--- Start Available data ---

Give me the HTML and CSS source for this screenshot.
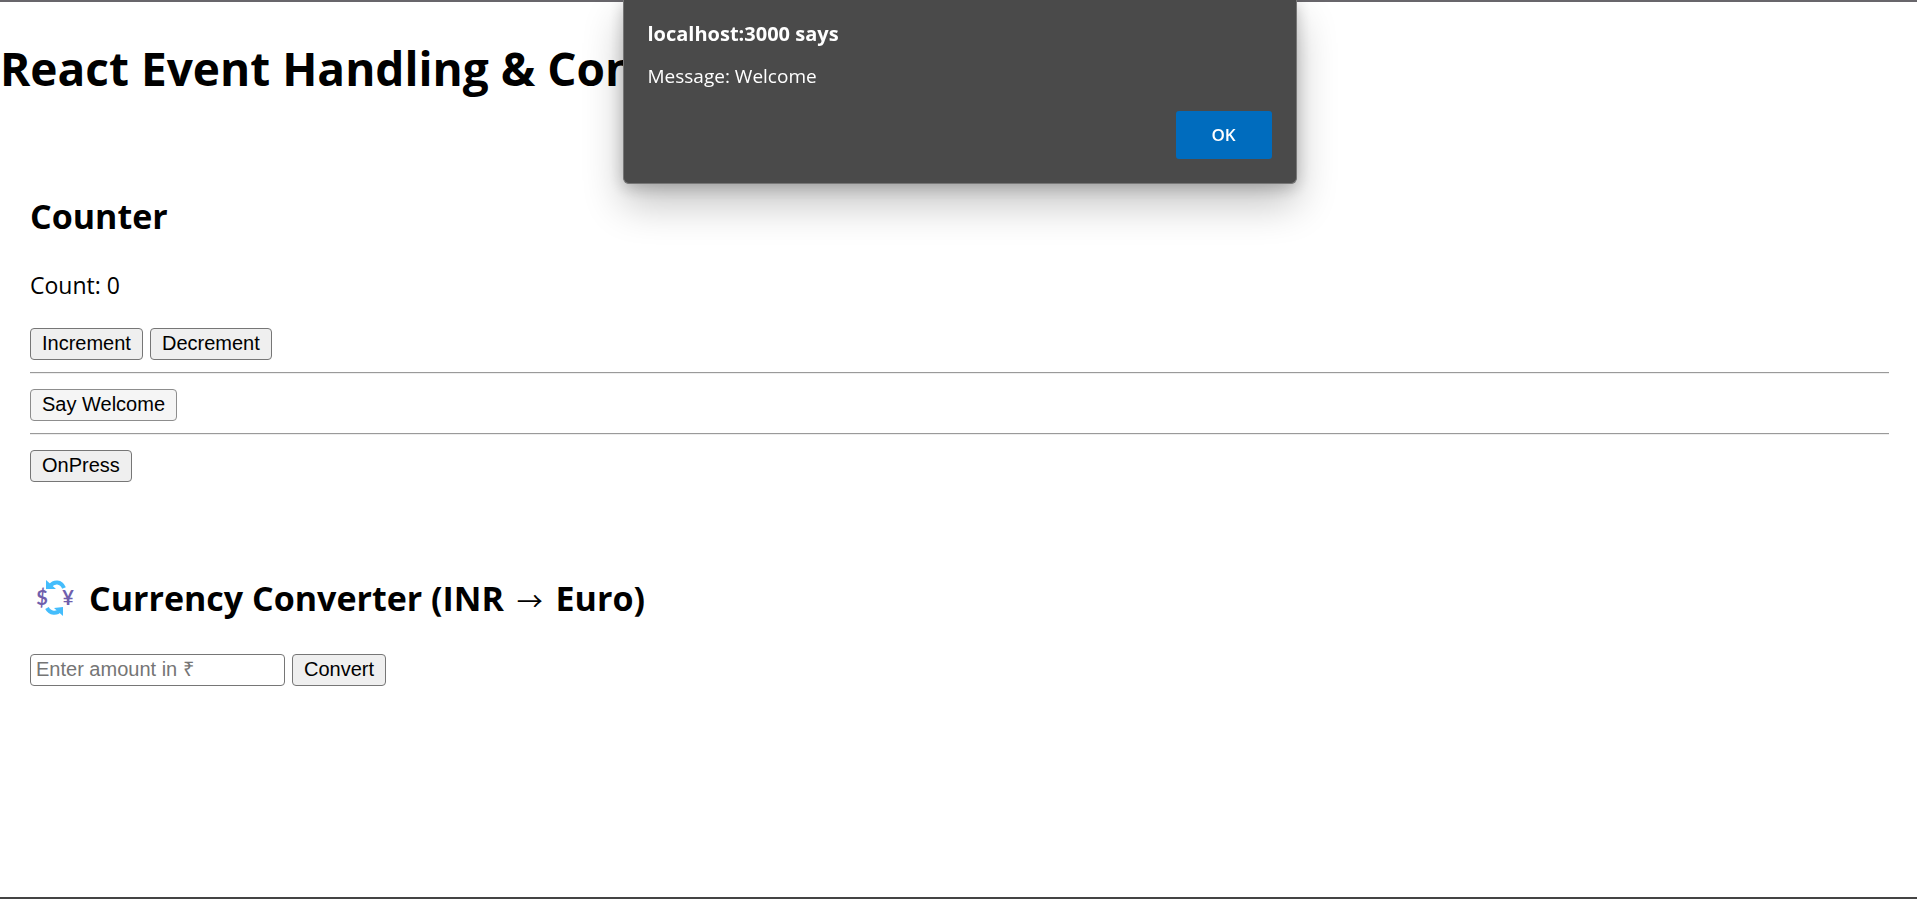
FILE: index.html
```html
<!DOCTYPE html>
<html lang="en">
<head>
<meta charset="utf-8">
<title>React App</title>
<link rel="stylesheet" href="styles.css">
</head>
<body>
<main class="app">
  <h1 class="title">React Event Handling &amp; Con</h1>
  <section class="panel events">
    <h2 class="heading">Counter</h2>
    <p class="count">Count: 0</p>
    <div class="row">
      <button class="btn" type="button">Increment</button>
      <button class="btn" type="button">Decrement</button>
    </div>
    <hr class="rule">
    <div class="row"><button class="btn btn-active" type="button">Say Welcome</button></div>
    <hr class="rule">
    <div class="row"><button class="btn" type="button">OnPress</button></div>
  </section>
  <section class="panel converter">
    <h2 class="heading">
      <svg class="exchange" viewBox="0 0 50 44" aria-hidden="true">
        <g fill="none" stroke="#44bdfc" stroke-width="4">
          <path d="M20 10C24 5 31 5 34 12"/>
          <path d="M17 32C20 38 27 38 30 34"/>
        </g>
        <path fill="#44bdfc" d="M16 4v9h10zM33 31v9l-9-8z"/>
        <g class="exchange-sign">
          <text x="12" y="29">$</text>
          <text x="38" y="29">¥</text>
        </g>
      </svg>
      <span>Currency Converter (INR <span class="arrow">→</span> Euro)</span>
    </h2>
    <form class="row">
      <input class="amount" type="text" placeholder="Enter amount in ₹" aria-label="Enter amount in ₹">
      <button class="btn" type="button">Convert</button>
    </form>
  </section>
</main>
<dialog class="alert" open aria-labelledby="origin">
  <h2 class="alert-title" id="origin">localhost:3000 says</h2>
  <p class="alert-text">Message: Welcome</p>
  <div class="alert-actions"><button class="ok" type="button">OK</button></div>
</dialog>
</body>
</html>
```
FILE: styles.css
```css
* { box-sizing: border-box; }
body {
  margin: 0;
  background: #fff;
  color: #000;
  font-family: "Segoe UI", "Open Sans", "Noto Sans", sans-serif;
}
.app {
  min-height: 100vh;
  border-top: 2px solid #68666b;
  border-bottom: 2px solid #444;
}
.title {
  margin: 0;
  padding-top: 34px;
  font-size: 46px;
  line-height: 64px;
}
.panel { padding: 0 28px 0 30px; }
.events { padding-top: 92px; }
.converter { padding-top: 92px; }
.heading {
  display: flex;
  align-items: center;
  margin: 0;
  font-size: 34px;
  line-height: 48px;
}
.count {
  margin: 29px 0 27px;
  font-size: 23px;
  line-height: 32px;
}
.row { display: flex; gap: 7px; }
.btn, .amount {
  height: 32px;
  border: 1px solid #767676;
  border-radius: 4px;
  font: 20px/24px "Liberation Sans", Arial, sans-serif;
}
.btn {
  padding: 0 11px 2px;
  background: #efefef;
  color: #000;
}
.btn-active {
  background: #f5f5f5;
  border-color: #8d8d8d;
}
.rule {
  height: 2px;
  margin: 12px 0 15px;
  border: 0;
  border-top: 1px solid #9a9a9a;
  border-bottom: 1px solid #eee;
}
.exchange {
  width: 50px;
  height: 44px;
  margin-right: 9px;
}
.exchange-sign {
  fill: #6f5fad;
  font: 700 20px/24px Lato, sans-serif;
  text-anchor: middle;
}
.arrow {
  padding: 0 4px;
  font-family: "Noto Sans CJK JP", sans-serif;
  font-size: 26px;
  font-weight: 400;
  line-height: 1;
}
.converter .row { margin-top: 32px; }
.amount {
  width: 255px;
  padding: 0 5px 2px;
  background: #fff;
}
.amount::placeholder { color: #757575; }
.alert {
  position: fixed;
  top: 0;
  left: 2px;
  right: 0;
  width: 674px;
  max-width: 100%;
  margin: 0 auto;
  padding: 20px 24px 24px;
  border: 1px solid #777;
  border-top: 0;
  border-radius: 0 0 6px 6px;
  background: #4a4a4a;
  color: #fff;
  box-shadow: 0 20px 40px rgba(0, 0, 0, .24), 0 4px 16px rgba(0, 0, 0, .22);
}
.alert-title {
  margin: 0;
  font-size: 20px;
  line-height: 28px;
}
.alert-text {
  margin: 14px 0 21px;
  font-size: 19px;
  line-height: 28px;
}
.alert-actions { display: flex; justify-content: flex-end; }
.ok {
  width: 96px;
  height: 48px;
  border: 0;
  border-radius: 3px;
  background: #006cbe;
  color: #fff;
  font: 600 17px/24px "Segoe UI", "Open Sans", sans-serif;
}
```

--- End Available data ---

Reproduce the material word for word. Any pictures should be left out of the copy.

Give me the HTML and CSS source for this screenshot.
FILE: index.html
```html
<!DOCTYPE html>
<html lang="en">
<head>
<meta charset="utf-8">
<title>React App</title>
<link rel="stylesheet" href="styles.css">
</head>
<body>
<main class="app">
  <h1 class="title">React Event Handling &amp; Con</h1>
  <section class="panel events">
    <h2 class="heading">Counter</h2>
    <p class="count">Count: 0</p>
    <div class="row">
      <button class="btn" type="button">Increment</button>
      <button class="btn" type="button">Decrement</button>
    </div>
    <hr class="rule">
    <div class="row"><button class="btn btn-active" type="button">Say Welcome</button></div>
    <hr class="rule">
    <div class="row"><button class="btn" type="button">OnPress</button></div>
  </section>
  <section class="panel converter">
    <h2 class="heading">
      <svg class="exchange" viewBox="0 0 50 44" aria-hidden="true">
        <g fill="none" stroke="#44bdfc" stroke-width="4">
          <path d="M20 10C24 5 31 5 34 12"/>
          <path d="M17 32C20 38 27 38 30 34"/>
        </g>
        <path fill="#44bdfc" d="M16 4v9h10zM33 31v9l-9-8z"/>
        <g class="exchange-sign">
          <text x="12" y="29">$</text>
          <text x="38" y="29">¥</text>
        </g>
      </svg>
      <span>Currency Converter (INR <span class="arrow">→</span> Euro)</span>
    </h2>
    <form class="row">
      <input class="amount" type="text" placeholder="Enter amount in ₹" aria-label="Enter amount in ₹">
      <button class="btn" type="button">Convert</button>
    </form>
  </section>
</main>
<dialog class="alert" open aria-labelledby="origin">
  <h2 class="alert-title" id="origin">localhost:3000 says</h2>
  <p class="alert-text">Message: Welcome</p>
  <div class="alert-actions"><button class="ok" type="button">OK</button></div>
</dialog>
</body>
</html>
```
FILE: styles.css
```css
* { box-sizing: border-box; }
body {
  margin: 0;
  background: #fff;
  color: #000;
  font-family: "Segoe UI", "Open Sans", "Noto Sans", sans-serif;
}
.app {
  min-height: 100vh;
  border-top: 2px solid #68666b;
  border-bottom: 2px solid #444;
}
.title {
  margin: 0;
  padding-top: 34px;
  font-size: 46px;
  line-height: 64px;
}
.panel { padding: 0 28px 0 30px; }
.events { padding-top: 92px; }
.converter { padding-top: 92px; }
.heading {
  display: flex;
  align-items: center;
  margin: 0;
  font-size: 34px;
  line-height: 48px;
}
.count {
  margin: 29px 0 27px;
  font-size: 23px;
  line-height: 32px;
}
.row { display: flex; gap: 7px; }
.btn, .amount {
  height: 32px;
  border: 1px solid #767676;
  border-radius: 4px;
  font: 20px/24px "Liberation Sans", Arial, sans-serif;
}
.btn {
  padding: 0 11px 2px;
  background: #efefef;
  color: #000;
}
.btn-active {
  background: #f5f5f5;
  border-color: #8d8d8d;
}
.rule {
  height: 2px;
  margin: 12px 0 15px;
  border: 0;
  border-top: 1px solid #9a9a9a;
  border-bottom: 1px solid #eee;
}
.exchange {
  width: 50px;
  height: 44px;
  margin-right: 9px;
}
.exchange-sign {
  fill: #6f5fad;
  font: 700 20px/24px Lato, sans-serif;
  text-anchor: middle;
}
.arrow {
  padding: 0 4px;
  font-family: "Noto Sans CJK JP", sans-serif;
  font-size: 26px;
  font-weight: 400;
  line-height: 1;
}
.converter .row { margin-top: 32px; }
.amount {
  width: 255px;
  padding: 0 5px 2px;
  background: #fff;
}
.amount::placeholder { color: #757575; }
.alert {
  position: fixed;
  top: 0;
  left: 2px;
  right: 0;
  width: 674px;
  max-width: 100%;
  margin: 0 auto;
  padding: 20px 24px 24px;
  border: 1px solid #777;
  border-top: 0;
  border-radius: 0 0 6px 6px;
  background: #4a4a4a;
  color: #fff;
  box-shadow: 0 20px 40px rgba(0, 0, 0, .24), 0 4px 16px rgba(0, 0, 0, .22);
}
.alert-title {
  margin: 0;
  font-size: 20px;
  line-height: 28px;
}
.alert-text {
  margin: 14px 0 21px;
  font-size: 19px;
  line-height: 28px;
}
.alert-actions { display: flex; justify-content: flex-end; }
.ok {
  width: 96px;
  height: 48px;
  border: 0;
  border-radius: 3px;
  background: #006cbe;
  color: #fff;
  font: 600 17px/24px "Segoe UI", "Open Sans", sans-serif;
}
```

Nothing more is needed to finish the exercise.